Of the records that follow, copy only the lines from the line containing "Clone this screenshot" to the line containing "string; lines: string[]", both included, exactly as written.

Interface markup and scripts
————
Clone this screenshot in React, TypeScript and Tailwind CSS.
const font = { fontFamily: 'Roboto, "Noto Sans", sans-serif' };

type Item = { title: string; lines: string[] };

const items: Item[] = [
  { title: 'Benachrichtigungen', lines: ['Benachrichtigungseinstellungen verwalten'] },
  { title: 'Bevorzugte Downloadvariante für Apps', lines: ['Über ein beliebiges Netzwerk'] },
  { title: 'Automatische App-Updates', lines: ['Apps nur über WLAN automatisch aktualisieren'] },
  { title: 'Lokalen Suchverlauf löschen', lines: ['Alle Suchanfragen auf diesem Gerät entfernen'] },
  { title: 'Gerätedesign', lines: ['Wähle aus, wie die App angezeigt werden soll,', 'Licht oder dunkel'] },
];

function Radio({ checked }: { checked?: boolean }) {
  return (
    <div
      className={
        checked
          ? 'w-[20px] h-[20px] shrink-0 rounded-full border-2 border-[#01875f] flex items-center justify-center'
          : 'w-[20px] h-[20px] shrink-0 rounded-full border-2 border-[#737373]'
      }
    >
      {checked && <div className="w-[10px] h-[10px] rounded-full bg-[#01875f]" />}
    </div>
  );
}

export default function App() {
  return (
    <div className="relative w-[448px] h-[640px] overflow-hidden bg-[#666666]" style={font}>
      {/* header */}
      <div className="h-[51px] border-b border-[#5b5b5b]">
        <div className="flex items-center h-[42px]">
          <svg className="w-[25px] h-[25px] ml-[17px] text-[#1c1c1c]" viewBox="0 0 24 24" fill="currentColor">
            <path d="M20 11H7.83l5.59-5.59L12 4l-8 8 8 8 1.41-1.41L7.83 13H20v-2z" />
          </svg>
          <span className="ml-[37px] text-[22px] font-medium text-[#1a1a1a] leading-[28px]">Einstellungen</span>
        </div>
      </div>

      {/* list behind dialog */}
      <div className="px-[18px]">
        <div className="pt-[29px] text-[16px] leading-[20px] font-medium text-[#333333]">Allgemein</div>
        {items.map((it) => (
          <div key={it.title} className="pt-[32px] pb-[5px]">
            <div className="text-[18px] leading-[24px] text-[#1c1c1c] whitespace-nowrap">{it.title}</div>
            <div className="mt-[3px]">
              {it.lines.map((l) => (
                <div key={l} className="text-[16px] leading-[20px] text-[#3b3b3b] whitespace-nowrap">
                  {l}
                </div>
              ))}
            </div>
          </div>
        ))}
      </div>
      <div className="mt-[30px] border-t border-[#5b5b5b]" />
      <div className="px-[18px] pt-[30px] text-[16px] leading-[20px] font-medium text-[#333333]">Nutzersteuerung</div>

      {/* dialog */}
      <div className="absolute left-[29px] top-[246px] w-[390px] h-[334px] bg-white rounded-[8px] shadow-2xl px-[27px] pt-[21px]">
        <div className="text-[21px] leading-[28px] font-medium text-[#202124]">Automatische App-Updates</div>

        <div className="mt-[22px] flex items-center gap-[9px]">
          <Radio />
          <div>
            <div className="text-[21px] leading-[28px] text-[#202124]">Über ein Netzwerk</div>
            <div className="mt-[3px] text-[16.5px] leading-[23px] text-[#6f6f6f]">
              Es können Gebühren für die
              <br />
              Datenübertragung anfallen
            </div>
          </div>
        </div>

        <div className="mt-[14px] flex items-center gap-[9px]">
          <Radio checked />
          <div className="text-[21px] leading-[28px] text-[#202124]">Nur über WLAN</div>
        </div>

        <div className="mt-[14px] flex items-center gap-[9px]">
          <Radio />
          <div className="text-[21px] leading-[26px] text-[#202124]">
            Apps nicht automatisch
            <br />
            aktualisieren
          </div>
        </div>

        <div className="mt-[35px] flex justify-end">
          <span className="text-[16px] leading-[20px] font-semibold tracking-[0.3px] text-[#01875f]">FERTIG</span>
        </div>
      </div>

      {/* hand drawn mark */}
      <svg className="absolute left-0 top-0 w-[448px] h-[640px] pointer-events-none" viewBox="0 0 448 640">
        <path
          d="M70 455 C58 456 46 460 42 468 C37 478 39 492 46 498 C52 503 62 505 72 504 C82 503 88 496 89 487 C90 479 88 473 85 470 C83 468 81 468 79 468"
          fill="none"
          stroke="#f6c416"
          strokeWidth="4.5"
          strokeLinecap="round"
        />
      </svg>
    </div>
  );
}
————
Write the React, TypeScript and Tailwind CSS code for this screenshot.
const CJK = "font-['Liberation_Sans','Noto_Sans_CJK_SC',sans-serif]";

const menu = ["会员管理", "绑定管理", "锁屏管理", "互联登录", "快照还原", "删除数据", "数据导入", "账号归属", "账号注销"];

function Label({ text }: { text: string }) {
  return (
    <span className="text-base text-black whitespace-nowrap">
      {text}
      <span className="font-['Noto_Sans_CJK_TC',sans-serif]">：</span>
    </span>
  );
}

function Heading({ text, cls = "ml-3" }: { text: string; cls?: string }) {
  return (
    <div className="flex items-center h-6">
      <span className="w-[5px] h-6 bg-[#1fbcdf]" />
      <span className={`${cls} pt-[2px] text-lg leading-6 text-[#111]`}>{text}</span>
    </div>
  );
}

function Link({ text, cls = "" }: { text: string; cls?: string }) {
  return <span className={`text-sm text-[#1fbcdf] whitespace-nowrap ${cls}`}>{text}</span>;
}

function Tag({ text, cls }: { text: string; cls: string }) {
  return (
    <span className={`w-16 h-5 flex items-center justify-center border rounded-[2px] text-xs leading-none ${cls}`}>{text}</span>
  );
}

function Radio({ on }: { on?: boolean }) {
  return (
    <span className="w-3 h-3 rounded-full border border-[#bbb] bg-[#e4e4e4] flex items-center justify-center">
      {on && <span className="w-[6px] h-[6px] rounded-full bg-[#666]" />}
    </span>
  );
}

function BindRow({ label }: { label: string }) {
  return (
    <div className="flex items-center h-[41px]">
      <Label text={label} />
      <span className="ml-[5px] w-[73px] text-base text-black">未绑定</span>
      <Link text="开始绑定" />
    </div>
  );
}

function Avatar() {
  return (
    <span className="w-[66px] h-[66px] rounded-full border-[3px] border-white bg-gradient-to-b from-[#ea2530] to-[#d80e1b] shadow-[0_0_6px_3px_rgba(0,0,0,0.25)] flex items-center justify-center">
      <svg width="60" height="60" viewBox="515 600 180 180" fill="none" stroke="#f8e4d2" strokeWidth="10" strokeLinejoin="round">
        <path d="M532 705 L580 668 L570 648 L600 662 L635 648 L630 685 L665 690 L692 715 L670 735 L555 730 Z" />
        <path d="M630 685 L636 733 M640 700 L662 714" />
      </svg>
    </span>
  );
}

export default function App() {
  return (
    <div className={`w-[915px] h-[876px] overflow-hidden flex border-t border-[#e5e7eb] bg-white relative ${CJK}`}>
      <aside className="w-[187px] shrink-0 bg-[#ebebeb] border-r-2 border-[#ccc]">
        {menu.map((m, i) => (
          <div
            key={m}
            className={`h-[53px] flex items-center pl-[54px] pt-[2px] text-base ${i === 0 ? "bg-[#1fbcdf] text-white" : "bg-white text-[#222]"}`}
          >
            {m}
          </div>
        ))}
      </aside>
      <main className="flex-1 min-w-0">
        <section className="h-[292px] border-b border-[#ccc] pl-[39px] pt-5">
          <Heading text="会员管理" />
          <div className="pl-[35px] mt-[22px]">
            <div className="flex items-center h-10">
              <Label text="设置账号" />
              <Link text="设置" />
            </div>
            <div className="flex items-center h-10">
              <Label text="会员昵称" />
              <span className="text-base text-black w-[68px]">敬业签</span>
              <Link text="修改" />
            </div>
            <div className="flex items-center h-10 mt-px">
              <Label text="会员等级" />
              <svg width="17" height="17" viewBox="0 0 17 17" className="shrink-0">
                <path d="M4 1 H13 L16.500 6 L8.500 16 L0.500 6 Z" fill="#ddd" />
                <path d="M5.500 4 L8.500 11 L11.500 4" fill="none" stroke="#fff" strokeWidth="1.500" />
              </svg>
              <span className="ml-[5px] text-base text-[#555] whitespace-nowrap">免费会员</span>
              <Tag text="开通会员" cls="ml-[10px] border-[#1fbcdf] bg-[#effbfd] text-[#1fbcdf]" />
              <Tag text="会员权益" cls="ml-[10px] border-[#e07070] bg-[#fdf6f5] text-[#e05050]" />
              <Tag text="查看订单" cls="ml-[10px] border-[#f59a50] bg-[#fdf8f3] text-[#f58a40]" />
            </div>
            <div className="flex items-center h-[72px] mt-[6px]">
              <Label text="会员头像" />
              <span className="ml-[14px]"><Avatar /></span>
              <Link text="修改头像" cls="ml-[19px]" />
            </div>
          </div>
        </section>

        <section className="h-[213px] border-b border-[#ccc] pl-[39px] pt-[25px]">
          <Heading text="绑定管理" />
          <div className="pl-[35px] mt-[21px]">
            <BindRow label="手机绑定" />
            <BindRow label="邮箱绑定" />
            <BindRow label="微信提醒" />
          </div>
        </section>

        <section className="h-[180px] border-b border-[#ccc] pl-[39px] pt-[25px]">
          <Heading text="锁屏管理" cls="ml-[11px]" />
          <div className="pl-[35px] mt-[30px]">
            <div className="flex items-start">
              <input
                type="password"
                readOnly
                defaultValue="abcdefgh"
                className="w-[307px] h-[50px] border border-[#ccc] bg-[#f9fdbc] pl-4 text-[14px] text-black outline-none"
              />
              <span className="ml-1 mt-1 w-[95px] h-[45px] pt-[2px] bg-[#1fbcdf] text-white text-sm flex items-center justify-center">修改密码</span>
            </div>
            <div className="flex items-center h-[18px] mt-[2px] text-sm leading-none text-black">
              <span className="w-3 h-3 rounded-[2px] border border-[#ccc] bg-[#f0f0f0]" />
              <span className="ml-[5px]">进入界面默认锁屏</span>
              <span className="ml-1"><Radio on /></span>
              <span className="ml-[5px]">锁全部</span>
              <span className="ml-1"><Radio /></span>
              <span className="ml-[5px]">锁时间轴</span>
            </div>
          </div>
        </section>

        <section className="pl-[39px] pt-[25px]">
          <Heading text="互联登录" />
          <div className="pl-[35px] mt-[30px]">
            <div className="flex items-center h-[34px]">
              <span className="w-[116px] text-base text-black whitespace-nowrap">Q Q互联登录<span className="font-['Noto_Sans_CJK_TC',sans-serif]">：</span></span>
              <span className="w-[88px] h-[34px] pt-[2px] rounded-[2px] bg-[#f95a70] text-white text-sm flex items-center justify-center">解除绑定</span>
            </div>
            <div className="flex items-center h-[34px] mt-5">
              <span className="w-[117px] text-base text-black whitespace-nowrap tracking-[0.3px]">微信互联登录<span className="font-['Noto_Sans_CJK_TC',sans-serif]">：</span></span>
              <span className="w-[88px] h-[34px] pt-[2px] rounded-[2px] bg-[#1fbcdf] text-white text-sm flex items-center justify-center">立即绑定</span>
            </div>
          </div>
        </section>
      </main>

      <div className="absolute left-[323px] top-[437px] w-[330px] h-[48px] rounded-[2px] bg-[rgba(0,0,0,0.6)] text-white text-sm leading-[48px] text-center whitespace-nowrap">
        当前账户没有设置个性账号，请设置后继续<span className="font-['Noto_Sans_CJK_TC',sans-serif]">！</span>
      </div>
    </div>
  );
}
————
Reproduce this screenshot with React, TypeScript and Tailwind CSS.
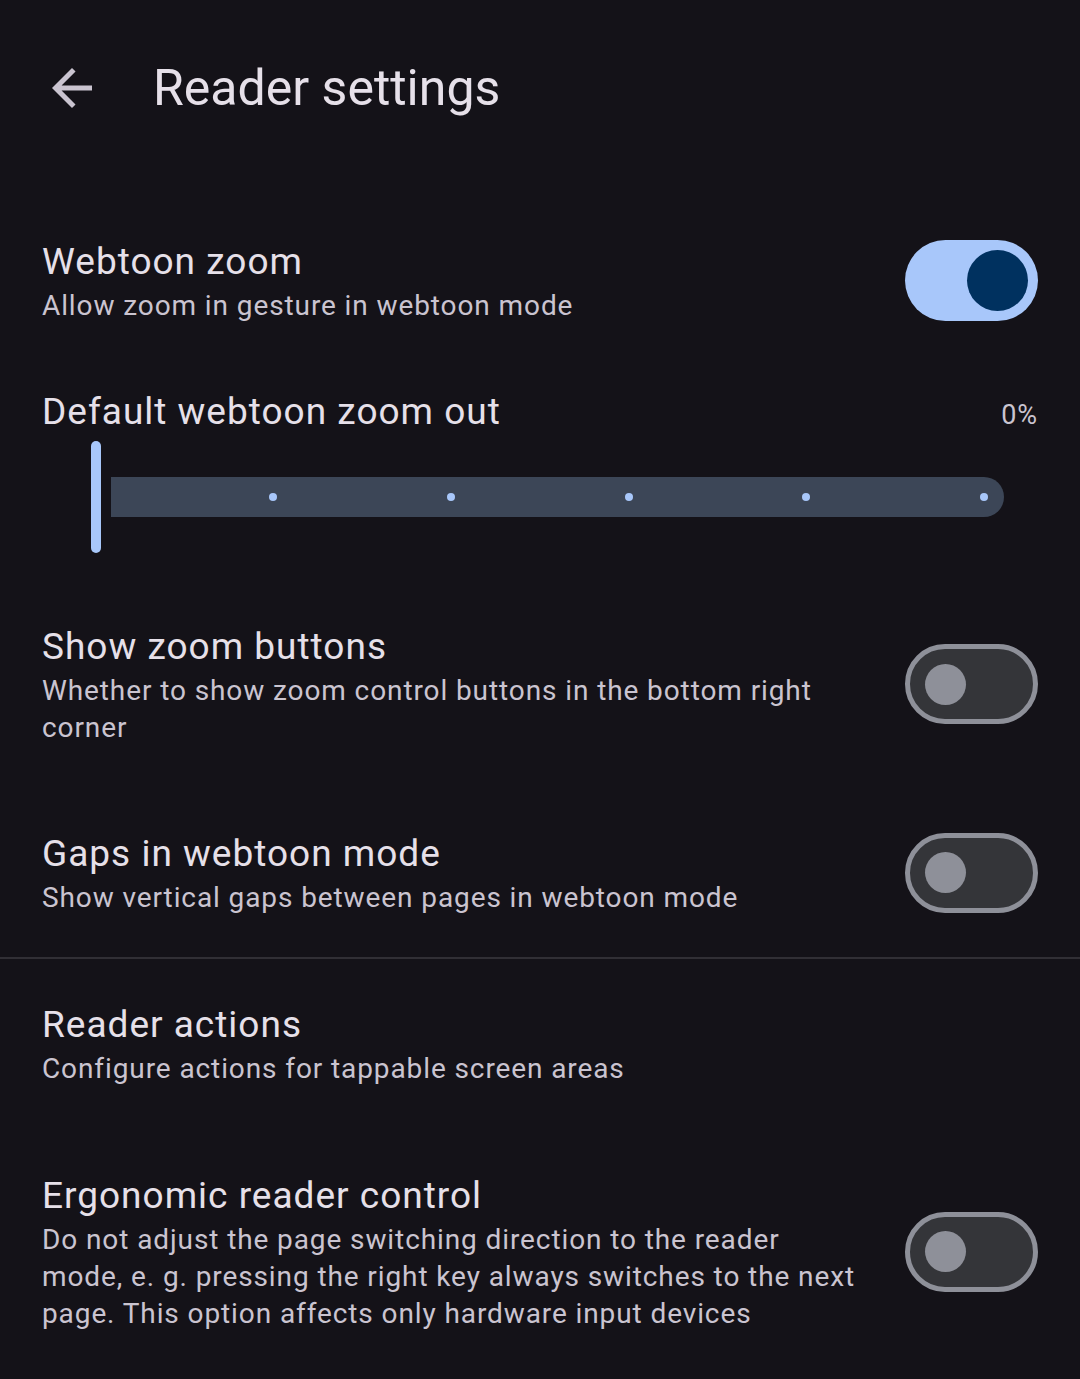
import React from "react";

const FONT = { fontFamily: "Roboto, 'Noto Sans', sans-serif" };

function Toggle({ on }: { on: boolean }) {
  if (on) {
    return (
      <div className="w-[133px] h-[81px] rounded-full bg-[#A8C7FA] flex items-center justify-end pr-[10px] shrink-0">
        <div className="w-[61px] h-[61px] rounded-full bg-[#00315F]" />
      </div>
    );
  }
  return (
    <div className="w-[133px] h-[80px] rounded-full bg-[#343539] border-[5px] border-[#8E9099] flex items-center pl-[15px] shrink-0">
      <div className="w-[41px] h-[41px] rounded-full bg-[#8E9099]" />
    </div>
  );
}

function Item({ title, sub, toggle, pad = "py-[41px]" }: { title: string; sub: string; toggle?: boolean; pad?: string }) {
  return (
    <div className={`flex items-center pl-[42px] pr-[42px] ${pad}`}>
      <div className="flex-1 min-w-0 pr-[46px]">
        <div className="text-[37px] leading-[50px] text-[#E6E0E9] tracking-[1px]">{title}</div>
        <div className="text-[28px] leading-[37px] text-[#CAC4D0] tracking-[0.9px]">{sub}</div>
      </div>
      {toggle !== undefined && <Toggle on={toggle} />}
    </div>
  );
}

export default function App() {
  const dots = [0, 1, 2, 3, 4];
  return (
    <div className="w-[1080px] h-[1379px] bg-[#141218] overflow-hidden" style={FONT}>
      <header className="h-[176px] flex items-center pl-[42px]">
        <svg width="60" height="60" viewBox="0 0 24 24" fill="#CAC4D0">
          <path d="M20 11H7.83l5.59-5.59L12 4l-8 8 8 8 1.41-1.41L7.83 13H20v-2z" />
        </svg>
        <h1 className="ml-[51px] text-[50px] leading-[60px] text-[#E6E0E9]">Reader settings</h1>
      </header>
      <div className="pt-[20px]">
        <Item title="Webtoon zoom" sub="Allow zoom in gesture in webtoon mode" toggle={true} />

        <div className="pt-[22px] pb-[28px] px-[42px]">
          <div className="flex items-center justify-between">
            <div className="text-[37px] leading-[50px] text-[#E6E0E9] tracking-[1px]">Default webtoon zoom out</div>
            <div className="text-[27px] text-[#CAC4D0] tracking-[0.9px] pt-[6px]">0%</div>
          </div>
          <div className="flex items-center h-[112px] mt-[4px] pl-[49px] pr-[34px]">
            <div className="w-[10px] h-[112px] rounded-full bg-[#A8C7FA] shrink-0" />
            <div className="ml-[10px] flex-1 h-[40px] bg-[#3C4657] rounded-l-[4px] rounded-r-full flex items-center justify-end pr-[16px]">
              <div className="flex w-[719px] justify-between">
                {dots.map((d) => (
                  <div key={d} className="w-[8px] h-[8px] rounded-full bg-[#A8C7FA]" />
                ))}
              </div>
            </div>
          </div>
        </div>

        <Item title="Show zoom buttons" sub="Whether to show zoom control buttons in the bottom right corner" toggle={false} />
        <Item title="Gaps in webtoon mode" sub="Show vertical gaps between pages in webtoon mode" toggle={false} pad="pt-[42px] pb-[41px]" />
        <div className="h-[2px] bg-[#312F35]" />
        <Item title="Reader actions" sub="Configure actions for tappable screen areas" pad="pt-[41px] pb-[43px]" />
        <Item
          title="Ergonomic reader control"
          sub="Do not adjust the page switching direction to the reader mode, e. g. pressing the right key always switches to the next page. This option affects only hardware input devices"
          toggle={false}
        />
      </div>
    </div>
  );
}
————
ANSWER TO THE PROBLEM:
Clone this screenshot in React, TypeScript and Tailwind CSS.
const font = { fontFamily: 'Roboto, "Noto Sans", sans-serif' };

type Item = { title: string; lines: string[] };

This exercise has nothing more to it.